Completamente diverse le atmosfere che pervadono "L'inverno a Lisbona", romanzo tematicamente noir ma letterariamente compreso tra i numi - questa volta non citati - di Malcolm Lowry da una parte e di Álvaro Mutis dall'altra. I bar notturni, i personaggi erranti e cosmopoliti, un certo numero di teorie esistenziali e anche alcuni stilemi ricordano parecchio le pagine dell'autore colombiano ("Lisbona era la patria della sua anima, l'unica patria possibile per chi nasce straniero"; "Riempì i bicchieri con la serena lentezza di chi celebra una cerimonia intima"); riconducibile a Mutis è pure il tipo di ossessione amorosa che lega il pianista Santiago Biralbo alla perennemente fuggitiva, enigmatica e inquieta Lucrecia.

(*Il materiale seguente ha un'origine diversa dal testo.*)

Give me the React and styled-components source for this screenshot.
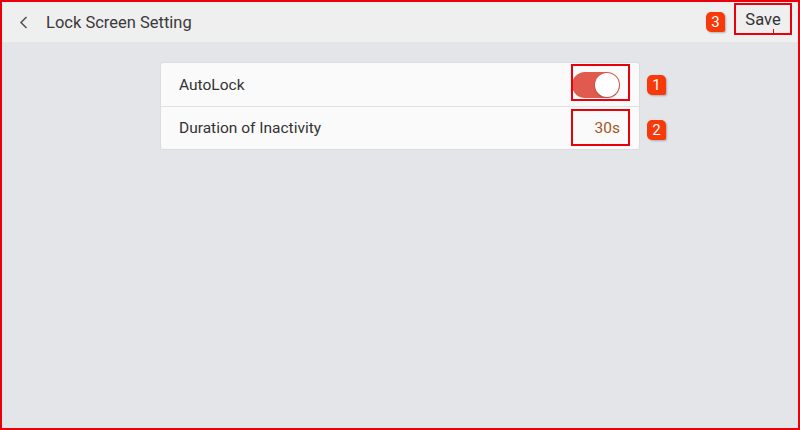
import styled, { createGlobalStyle } from "styled-components";

const GlobalStyle = createGlobalStyle`
  html, body {
    margin: 0;
    padding: 0;
    background: #e4e5e9;
  }
  * {
    box-sizing: border-box;
  }
`;

const Frame = styled.div`
  width: 800px;
  height: 430px;
  border: 2px solid #e8000b;
  background: #e4e5e9;
  display: flex;
  flex-direction: column;
  font-family: Roboto, "Liberation Sans", sans-serif;
  color: #333;
`;

const Header = styled.header`
  height: 40px;
  flex: none;
  background: #efefef;
  display: flex;
  align-items: center;
  padding: 0 6px 0 17px;
`;

const BackButton = styled.button`
  border: 0;
  background: none;
  padding: 0;
  width: 12px;
  height: 14px;
  display: flex;
  align-items: center;
  cursor: pointer;
`;

const Title = styled.h1`
  margin: 0 0 0 15px;
  font-size: 16.5px;
  font-weight: 400;
  color: #3a3a3a;
  flex: 1;
`;

const Badge = styled.span`
  position: absolute;
  width: 19px;
  height: 20px;
  border-radius: 5px 5px 2px 5px;
  background: #f8390a;
  color: #fff;
  font-size: 15px;
  display: flex;
  align-items: center;
  justify-content: center;
  box-shadow: 1px 1px 2px rgba(0, 0, 0, 0.25);
  left: ${p => p.left}px;
  top: ${p => p.top}px;
`;

const SaveWrap = styled.div`
  position: relative;
  display: flex;
  align-items: center;
`;

const SaveButton = styled.button`
  position: relative;
  width: 58px;
  height: 32px;
  border: 2px solid #e8000b;
  background: transparent;
  font-family: inherit;
  font-size: 16.5px;
  color: #333;
  padding: 0;
  margin-top: -6px;
  cursor: pointer;

  &::after {
    content: "";
    position: absolute;
    left: 37px;
    bottom: -1px;
    width: 1px;
    height: 5px;
    background: #e8000b;
  }
`;

const Content = styled.main`
  flex: 1;
  display: flex;
  justify-content: center;
  align-items: flex-start;
  padding-top: 20px;
`;

const Card = styled.section`
  width: 480px;
  background: #fafafa;
  border: 1px solid #dcdcdc;
  border-radius: 3px;
`;

const Row = styled.div`
  position: relative;
  height: 43px;
  display: flex;
  align-items: center;
  justify-content: space-between;
  padding: 0 18px;
  font-size: 15.5px;
  border-top: ${p => (p.first ? "0" : "1px solid #e1e1e1")};
`;

const Highlight = styled.div`
  position: absolute;
  right: 9px;
  top: ${p => p.top}px;
  width: 59px;
  height: 37px;
  border: 2px solid #e8000b;
  pointer-events: none;
`;

const Toggle = styled.div`
  position: relative;
  width: 48px;
  height: 26px;
  border-radius: 13px;
  background: #e05a4e;
  margin-right: 1px;

  &::after {
    content: "";
    position: absolute;
    right: 1px;
    top: 1px;
    width: 24px;
    height: 24px;
    border-radius: 50%;
    background: #fff;
    box-shadow: 0 1px 2px rgba(0, 0, 0, 0.25);
  }
`;

const Value = styled.span`
  color: #a4541c;
  font-size: 15.5px;
  margin-right: 1px;
`;

function App() {
  return (
    <>
      <GlobalStyle />
      <Frame>
        <Header>
          <BackButton aria-label="back">
            <svg width="9" height="13" viewBox="0 0 9 13">
              <path d="M7.5 1 L2 6.5 L7.5 12" fill="none" stroke="#555" strokeWidth="1.6" />
            </svg>
          </BackButton>
          <Title>Lock Screen Setting</Title>
          <SaveWrap>
            <Badge left={-28} top={3}>3</Badge>
            <SaveButton>Save</SaveButton>
          </SaveWrap>
        </Header>
        <Content>
          <Card>
            <Row first>
              <span>AutoLock</span>
              <Toggle />
              <Highlight top={1} />
              <Badge left={486} top={12}>1</Badge>
            </Row>
            <Row>
              <span>Duration of Inactivity</span>
              <Value>30s</Value>
              <Highlight top={2} />
              <Badge left={486} top={13}>2</Badge>
            </Row>
          </Card>
        </Content>
      </Frame>
    </>
  );
}

export default App;
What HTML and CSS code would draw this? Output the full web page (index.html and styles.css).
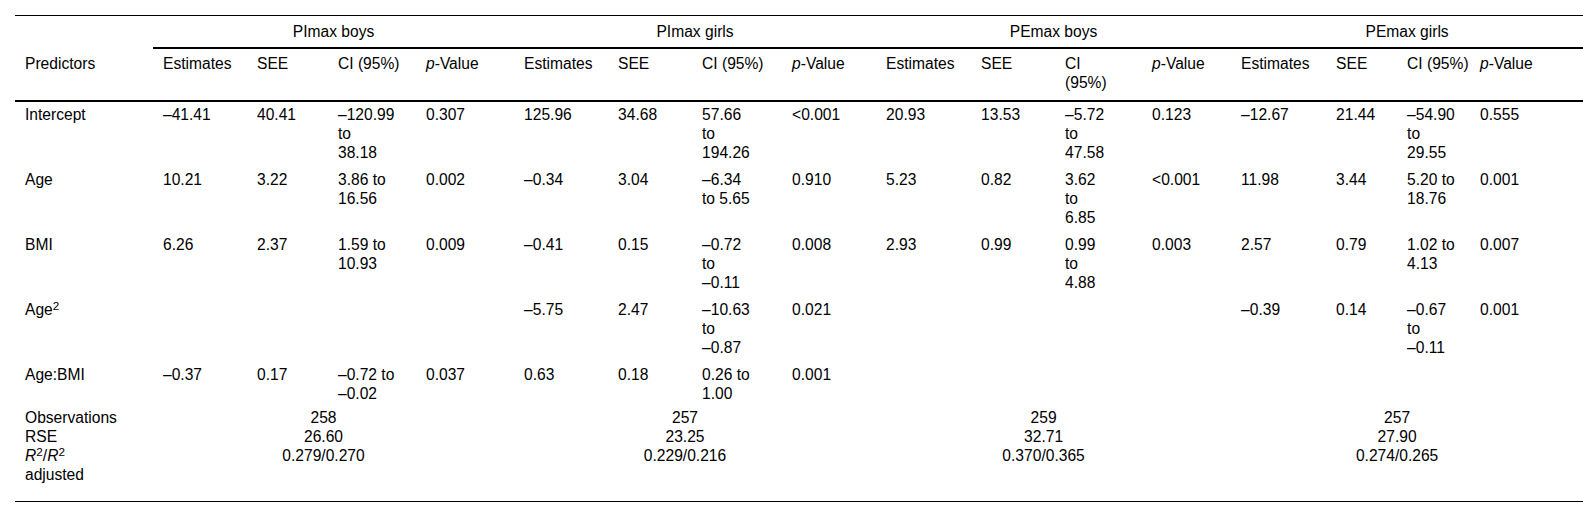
FILE: index.html
```html
<!DOCTYPE html>
<html lang="en">
<head>
<meta charset="utf-8">
<title>Regression table</title>
<link rel="stylesheet" href="styles.css">
</head>
<body>
<div class="page">
<table class="tbl">
<colgroup>
<col class="c138">
<col class="c94"><col class="c81"><col class="c88"><col class="c98">
<col class="c94"><col class="c84"><col class="c90"><col class="c94">
<col class="c95"><col class="c84"><col class="c87"><col class="c89">
<col class="c95"><col class="c71"><col class="c73"><col class="c113">
</colgroup>
<thead>
<tr class="grp">
<th></th>
<th class="grp-h" colspan="4">PImax boys</th>
<th class="grp-h" colspan="4">PImax girls</th>
<th class="grp-h" colspan="4">PEmax boys</th>
<th class="grp-h" colspan="4">PEmax girls</th>
</tr>
<tr class="cols">
<th>Predictors</th>
<th>Estimates</th><th>SEE</th><th>CI (95%)</th><th><i>p</i>-Value</th>
<th>Estimates</th><th>SEE</th><th>CI (95%)</th><th><i>p</i>-Value</th>
<th>Estimates</th><th>SEE</th><th>CI<br>(95%)</th><th><i>p</i>-Value</th>
<th>Estimates</th><th>SEE</th><th>CI (95%)</th><th><i>p</i>-Value</th>
</tr>
</thead>
<tbody>
<tr>
<td>Intercept</td>
<td>–41.41</td><td>40.41</td><td>–120.99<br>to<br>38.18</td><td>0.307</td>
<td>125.96</td><td>34.68</td><td>57.66<br>to<br>194.26</td><td>&lt;0.001</td>
<td>20.93</td><td>13.53</td><td>–5.72<br>to<br>47.58</td><td>0.123</td>
<td>–12.67</td><td>21.44</td><td>–54.90<br>to<br>29.55</td><td>0.555</td>
</tr>
<tr>
<td>Age</td>
<td>10.21</td><td>3.22</td><td>3.86 to<br>16.56</td><td>0.002</td>
<td>–0.34</td><td>3.04</td><td>–6.34<br>to 5.65</td><td>0.910</td>
<td>5.23</td><td>0.82</td><td>3.62<br>to<br>6.85</td><td>&lt;0.001</td>
<td>11.98</td><td>3.44</td><td>5.20 to<br>18.76</td><td>0.001</td>
</tr>
<tr>
<td>BMI</td>
<td>6.26</td><td>2.37</td><td>1.59 to<br>10.93</td><td>0.009</td>
<td>–0.41</td><td>0.15</td><td>–0.72<br>to<br>–0.11</td><td>0.008</td>
<td>2.93</td><td>0.99</td><td>0.99<br>to<br>4.88</td><td>0.003</td>
<td>2.57</td><td>0.79</td><td>1.02 to<br>4.13</td><td>0.007</td>
</tr>
<tr>
<td>Age<sup class="sup">2</sup></td>
<td></td><td></td><td></td><td></td>
<td>–5.75</td><td>2.47</td><td>–10.63<br>to<br>–0.87</td><td>0.021</td>
<td></td><td></td><td></td><td></td>
<td>–0.39</td><td>0.14</td><td>–0.67<br>to<br>–0.11</td><td>0.001</td>
</tr>
<tr>
<td>Age:BMI</td>
<td>–0.37</td><td>0.17</td><td>–0.72 to<br>–0.02</td><td>0.037</td>
<td>0.63</td><td>0.18</td><td>0.26 to<br>1.00</td><td>0.001</td>
<td></td><td></td><td></td><td></td>
<td></td><td></td><td></td><td></td>
</tr>
<tr class="sum sum-first">
<td>Observations</td>
<td class="val" colspan="4">258</td>
<td class="val" colspan="4">257</td>
<td class="val" colspan="4">259</td>
<td class="val" colspan="4">257</td>
</tr>
<tr class="sum">
<td>RSE</td>
<td class="val" colspan="4">26.60</td>
<td class="val" colspan="4">23.25</td>
<td class="val" colspan="4">32.71</td>
<td class="val" colspan="4">27.90</td>
</tr>
<tr class="sum sum-last">
<td><i>R</i><sup class="sup">2</sup>/<i>R</i><sup class="sup">2</sup><br>adjusted</td>
<td class="val" colspan="4">0.279/0.270</td>
<td class="val" colspan="4">0.229/0.216</td>
<td class="val" colspan="4">0.370/0.365</td>
<td class="val" colspan="4">0.274/0.265</td>
</tr>
</tbody>
</table>
</div>
</body>
</html>
```
FILE: styles.css
```css
html, body {
  margin: 0;
  padding: 0;
  background: #fff;
  overflow: hidden;
}
body {
  font-family: "Liberation Sans", Arial, Helvetica, sans-serif;
  font-size: 15.6px;
  line-height: 19px;
  color: #000;
}
.page {
  padding: 15px 0 0 15px;
}
.tbl {
  width: 1568px;
  table-layout: fixed;
  border-collapse: separate;
  border-spacing: 0;
  border-top: 1px solid #000;
  border-bottom: 1px solid #000;
}
.c138 { width: 138px; }
.c113 { width: 113px; }
.c98 { width: 98px; }
.c95 { width: 95px; }
.c94 { width: 94px; }
.c90 { width: 90px; }
.c89 { width: 89px; }
.c88 { width: 88px; }
.c87 { width: 87px; }
.c84 { width: 84px; }
.c81 { width: 81px; }
.c73 { width: 73px; }
.c71 { width: 71px; }

.tbl th,
.tbl td {
  padding: 3px 10px 5px;
  text-align: left;
  vertical-align: top;
  font-weight: normal;
  white-space: nowrap;
}
.tbl .grp th {
  padding: 6px 10px 6px;
  text-align: center;
}
.tbl .grp .grp-h {
  border-bottom: 2px solid #000;
}
.tbl .cols th {
  padding: 5px 10px 8px;
  border-bottom: 2px solid #000;
}
.tbl .sum td {
  padding: 0 30px 0 10px;
}
.tbl .sum td.val {
  text-align: center;
}
.tbl .sum-last td {
  padding-bottom: 17px;
}
.sup {
  font-size: 0.75em;
  line-height: 0;
  vertical-align: 0.42em;
}
```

Il Lowry di "Sotto il vulcano" è invece presente nel continuo stordimento alcolico (ben diverso dalla rassegnata, quasi stoica mistica dell'alcol dei personaggi di Mutis), nella realtà allucinata e angosciosamente sfuggente, nelle luci - psichedeliche, come per effetto dell'acido lisergico - delle vie notturne, nella sensazione spaventosa, quasi paranoica, di sempre incombente pericolo. Anche la normalmente suadente e serena bellezza della capitale portoghese si trasforma in una specie di incubo: "Non ricordava per quanto tempo, per quante ore o giorni avesse camminato come un sonnambulo per le strade e le scalinate di Lisbona, per i vicoli sporchi, gli alti belvedere e le piazze con colonne e statue di re a cavallo, tra i grandi depositi bui e le fogne del porto, al di là, dall'altra parte di un ponte rosso illuminato che attraversava un fiume simile al mare, per sobborghi di condomini che si ergevano come fari o isole in mezzo all'aperta campagna, in stazioni spettrali vicine alla città, di cui leggeva i nomi senza riuscire a ricordare quella in cui aveva visto Lucrecia".
Non raccontiamo la trama, perché, come abbiamo detto, si tratta di un giallo che si regge "anche" sulla suspense. Ma possiamo garantire che, nonostante l'apparente senso di straniante oppressione, il libro è in realtà di piacevole lettura, e rivela preziose gioie stilistiche, tali da farne l'ottima prova narrativa di un autore dotato.
In entrambi i volumi va rilevata l'abilità del traduttore: di Gianni Guadalupi ci erano già note altre pregevoli versioni, ma anche Elena Liverani se la cava piuttosto bene con la prosa in perenne tensione tra esattezza e delirio (anzi, "delirium") del romanzo lisboneta.